[Written task] Can you transcribe the data exactly? Leave the pictures out.

[Dataset excerpt]

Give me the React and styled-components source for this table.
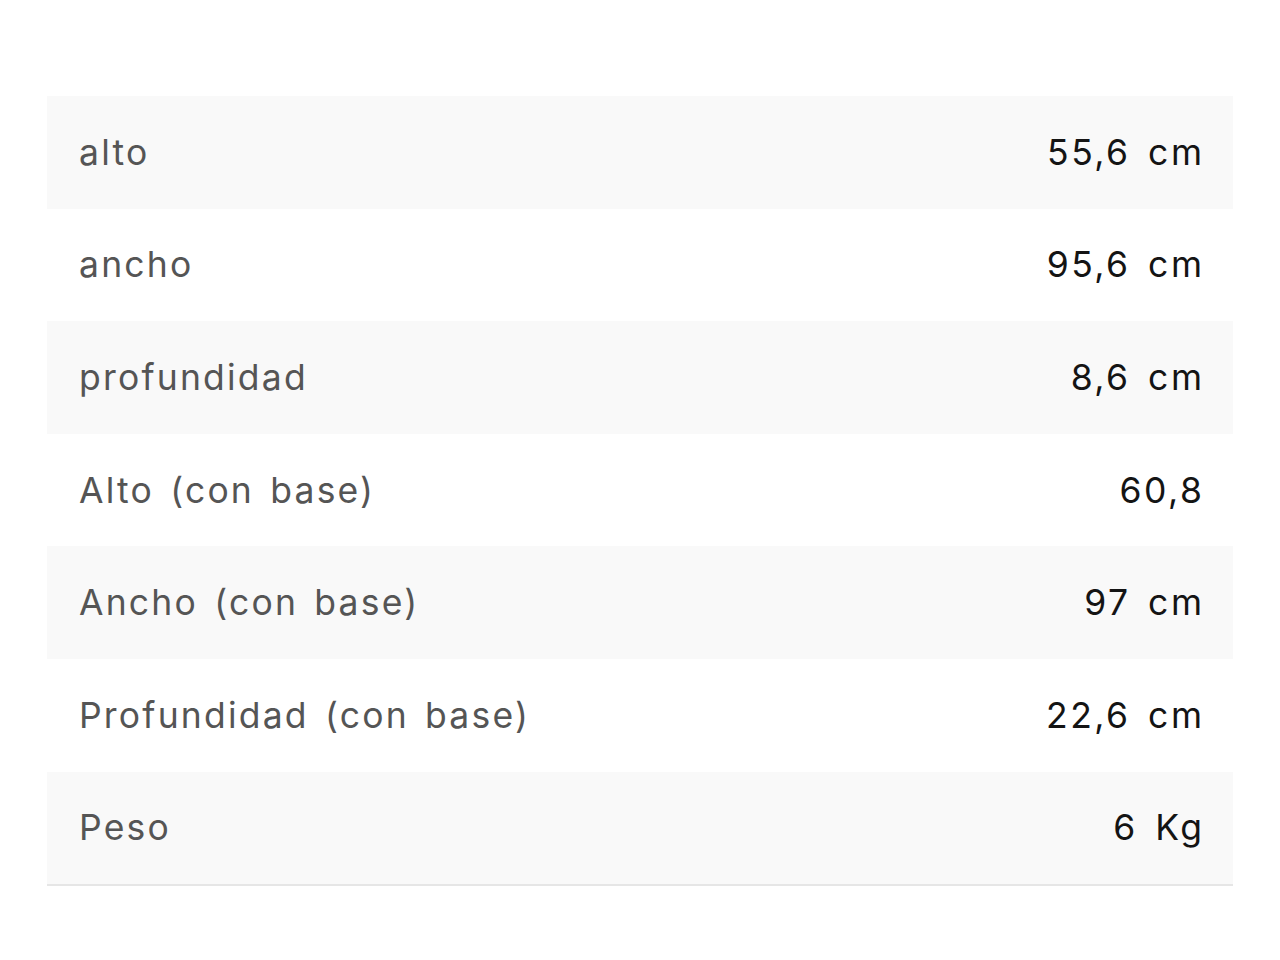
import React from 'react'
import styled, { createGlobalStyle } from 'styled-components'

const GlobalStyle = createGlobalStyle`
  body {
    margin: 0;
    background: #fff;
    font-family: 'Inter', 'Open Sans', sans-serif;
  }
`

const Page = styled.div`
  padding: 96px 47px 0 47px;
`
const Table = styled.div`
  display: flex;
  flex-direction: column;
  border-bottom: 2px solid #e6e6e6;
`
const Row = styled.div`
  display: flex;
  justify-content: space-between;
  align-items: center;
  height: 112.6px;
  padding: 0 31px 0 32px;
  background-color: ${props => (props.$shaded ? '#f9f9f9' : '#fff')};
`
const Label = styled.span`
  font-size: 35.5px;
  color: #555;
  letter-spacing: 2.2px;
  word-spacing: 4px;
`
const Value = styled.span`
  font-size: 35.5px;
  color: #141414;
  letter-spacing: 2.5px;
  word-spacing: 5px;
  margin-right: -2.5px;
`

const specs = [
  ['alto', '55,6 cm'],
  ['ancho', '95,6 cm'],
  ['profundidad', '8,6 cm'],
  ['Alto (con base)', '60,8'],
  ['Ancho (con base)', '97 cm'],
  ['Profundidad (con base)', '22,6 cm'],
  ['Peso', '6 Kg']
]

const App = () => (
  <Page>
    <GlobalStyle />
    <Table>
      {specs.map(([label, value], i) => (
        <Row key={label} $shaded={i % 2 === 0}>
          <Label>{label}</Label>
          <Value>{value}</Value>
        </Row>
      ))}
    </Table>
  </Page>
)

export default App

[Response below]
Give me the React and styled-components source for this table.
import React from 'react'
import styled, { createGlobalStyle } from 'styled-components'

const GlobalStyle = createGlobalStyle`
  body {
    margin: 0;
    background: #fff;
    font-family: 'Inter', 'Open Sans', sans-serif;
  }
`

const Page = styled.div`
  padding: 96px 47px 0 47px;
`
const Table = styled.div`
  display: flex;
  flex-direction: column;
  border-bottom: 2px solid #e6e6e6;
`
const Row = styled.div`
  display: flex;
  justify-content: space-between;
  align-items: center;
  height: 112.6px;
  padding: 0 31px 0 32px;
  background-color: ${props => (props.$shaded ? '#f9f9f9' : '#fff')};
`
const Label = styled.span`
  font-size: 35.5px;
  color: #555;
  letter-spacing: 2.2px;
  word-spacing: 4px;
`
const Value = styled.span`
  font-size: 35.5px;
  color: #141414;
  letter-spacing: 2.5px;
  word-spacing: 5px;
  margin-right: -2.5px;
`

const specs = [
  ['alto', '55,6 cm'],
  ['ancho', '95,6 cm'],
  ['profundidad', '8,6 cm'],
  ['Alto (con base)', '60,8'],
  ['Ancho (con base)', '97 cm'],
  ['Profundidad (con base)', '22,6 cm'],
  ['Peso', '6 Kg']
]

const App = () => (
  <Page>
    <GlobalStyle />
    <Table>
      {specs.map(([label, value], i) => (
        <Row key={label} $shaded={i % 2 === 0}>
          <Label>{label}</Label>
          <Value>{value}</Value>
        </Row>
      ))}
    </Table>
  </Page>
)

export default App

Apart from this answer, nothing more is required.